TASK PROMPT
Produce an exact transcription of the listing below, omitting the pictures.

──────── SUPPLIED MATERIAL ────────

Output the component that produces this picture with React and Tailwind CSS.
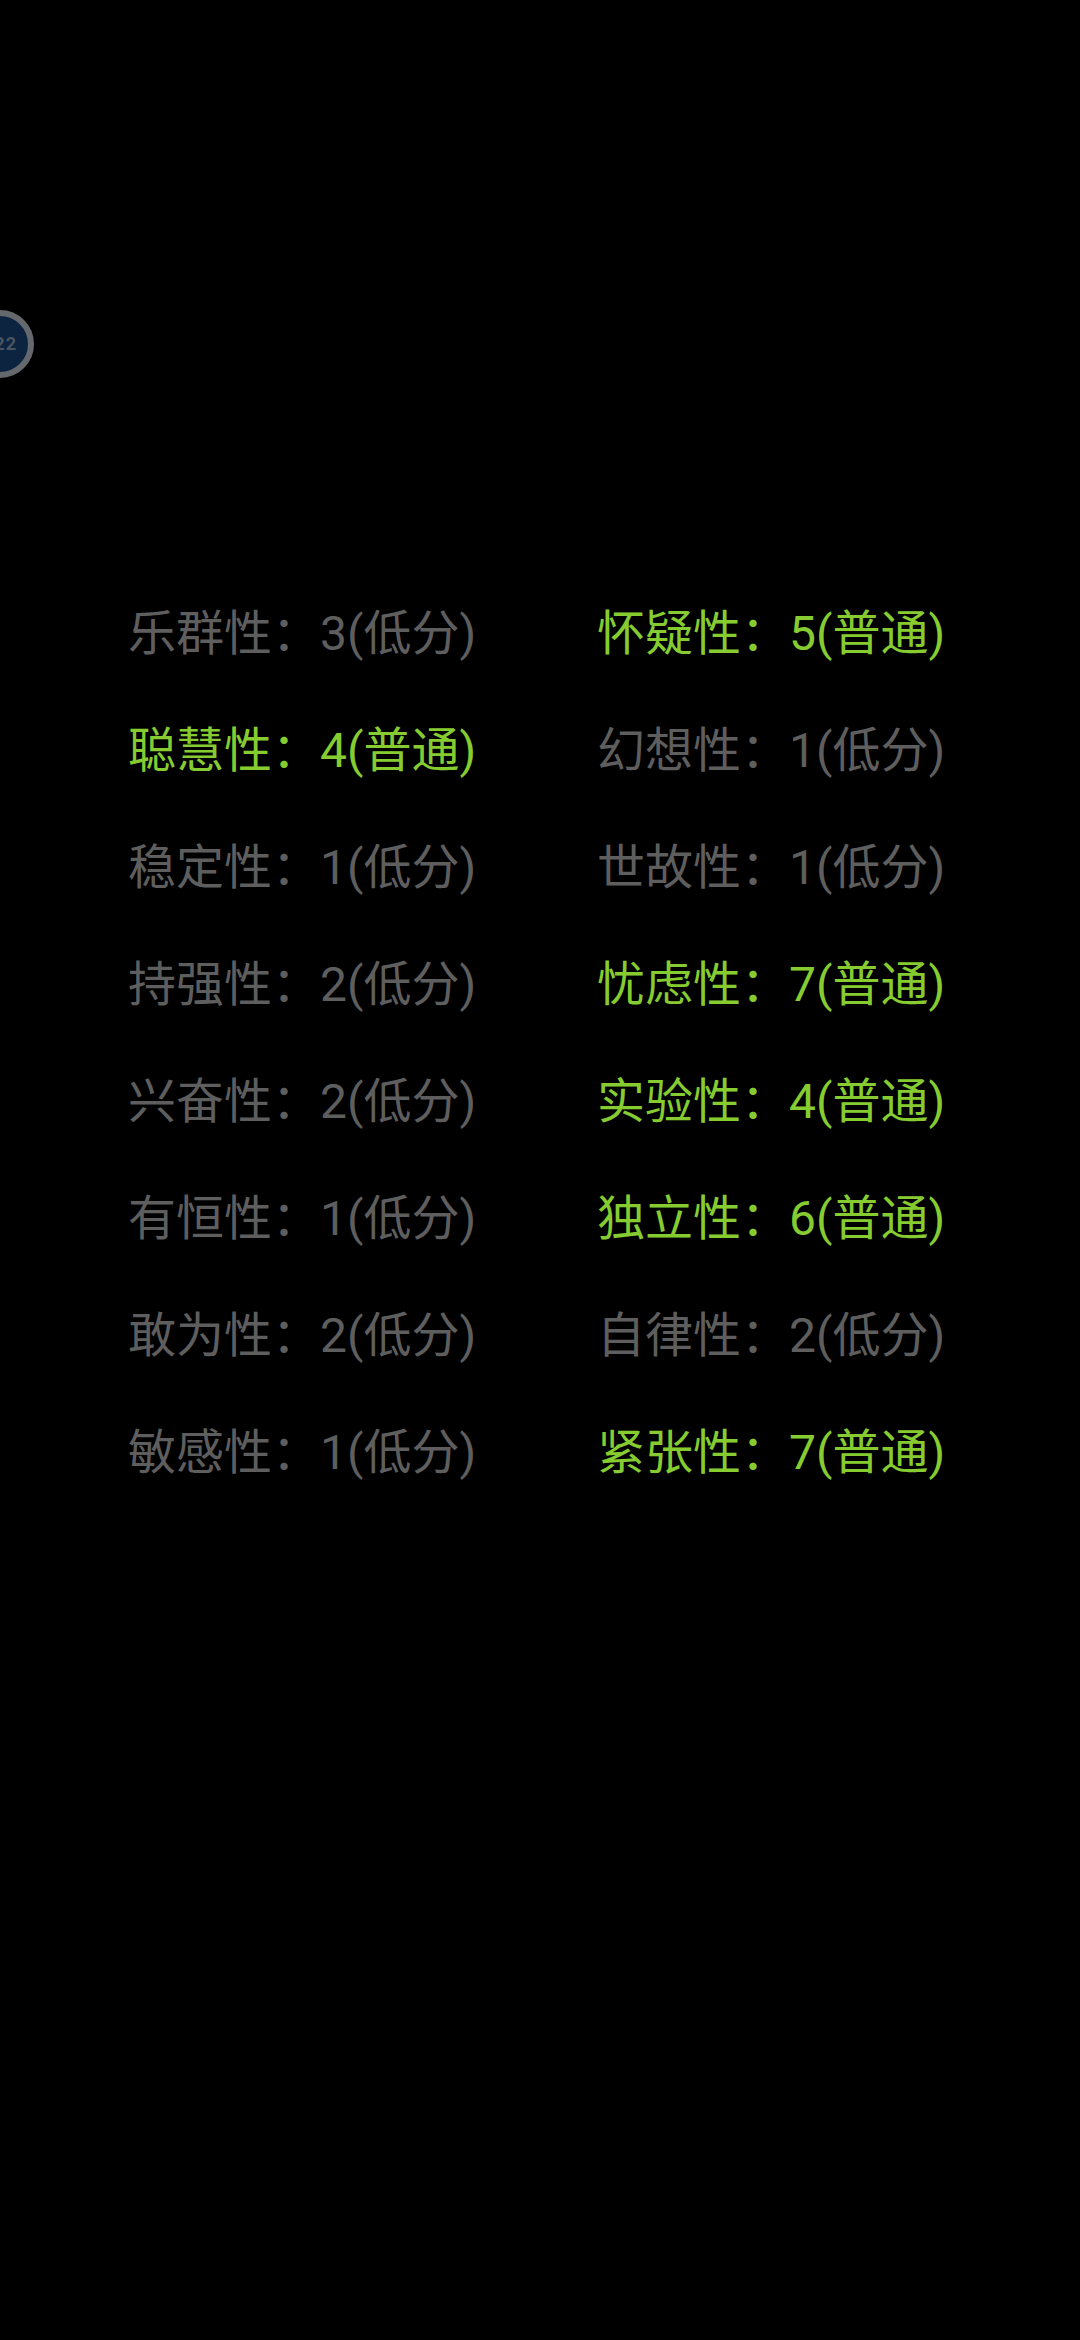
const left = [
  ["乐群性", "3", false], ["聪慧性", "4", true], ["稳定性", "1", false], ["持强性", "2", false],
  ["兴奋性", "2", false], ["有恒性", "1", false], ["敢为性", "2", false], ["敏感性", "1", false],
];
const right = [
  ["怀疑性", "5", true], ["幻想性", "1", false], ["世故性", "1", false], ["忧虑性", "7", true],
  ["实验性", "4", true], ["独立性", "6", true], ["自律性", "2", false], ["紧张性", "7", true],
];

function Column({ items, className }) {
  return (
    <div className={className}>
      {items.map(([name, score, high]) => (
        <div
          key={name}
          className={"h-[117px] flex items-center whitespace-nowrap text-[48px] leading-none " + (high ? "text-[#86cc30]" : "text-[#5e5e5e]")}
        >
          {name}：{score}({high ? "普通" : "低分"})
        </div>
      ))}
    </div>
  );
}

export default function App() {
  return (
    <div
      className="relative w-[1080px] h-[2340px] bg-black overflow-hidden"
      style={{ fontFamily: 'Roboto, "Noto Sans CJK SC", sans-serif' }}
    >
      <div className="absolute left-[-34px] top-[310px] w-[68px] h-[68px] rounded-full border-[6px] border-[#65696d] bg-[#0d2440] flex items-center justify-end pr-[11px]">
        <span className="text-[18px] font-bold leading-none tracking-[1px] text-[#4a5562]">22</span>
      </div>
      <div className="flex pt-[575px] pl-[128px]">
        <Column items={left} className="w-[469px]" />
        <Column items={right} className="w-[469px]" />
      </div>
    </div>
  );
}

────────

FULL ANSWER
Output the component that produces this picture with React and Tailwind CSS.
const left = [
  ["乐群性", "3", false], ["聪慧性", "4", true], ["稳定性", "1", false], ["持强性", "2", false],
  ["兴奋性", "2", false], ["有恒性", "1", false], ["敢为性", "2", false], ["敏感性", "1", false],
];
const right = [
  ["怀疑性", "5", true], ["幻想性", "1", false], ["世故性", "1", false], ["忧虑性", "7", true],
  ["实验性", "4", true], ["独立性", "6", true], ["自律性", "2", false], ["紧张性", "7", true],
];

function Column({ items, className }) {
  return (
    <div className={className}>
      {items.map(([name, score, high]) => (
        <div
          key={name}
          className={"h-[117px] flex items-center whitespace-nowrap text-[48px] leading-none " + (high ? "text-[#86cc30]" : "text-[#5e5e5e]")}
        >
          {name}：{score}({high ? "普通" : "低分"})
        </div>
      ))}
    </div>
  );
}

export default function App() {
  return (
    <div
      className="relative w-[1080px] h-[2340px] bg-black overflow-hidden"
      style={{ fontFamily: 'Roboto, "Noto Sans CJK SC", sans-serif' }}
    >
      <div className="absolute left-[-34px] top-[310px] w-[68px] h-[68px] rounded-full border-[6px] border-[#65696d] bg-[#0d2440] flex items-center justify-end pr-[11px]">
        <span className="text-[18px] font-bold leading-none tracking-[1px] text-[#4a5562]">22</span>
      </div>
      <div className="flex pt-[575px] pl-[128px]">
        <Column items={left} className="w-[469px]" />
        <Column items={right} className="w-[469px]" />
      </div>
    </div>
  );
}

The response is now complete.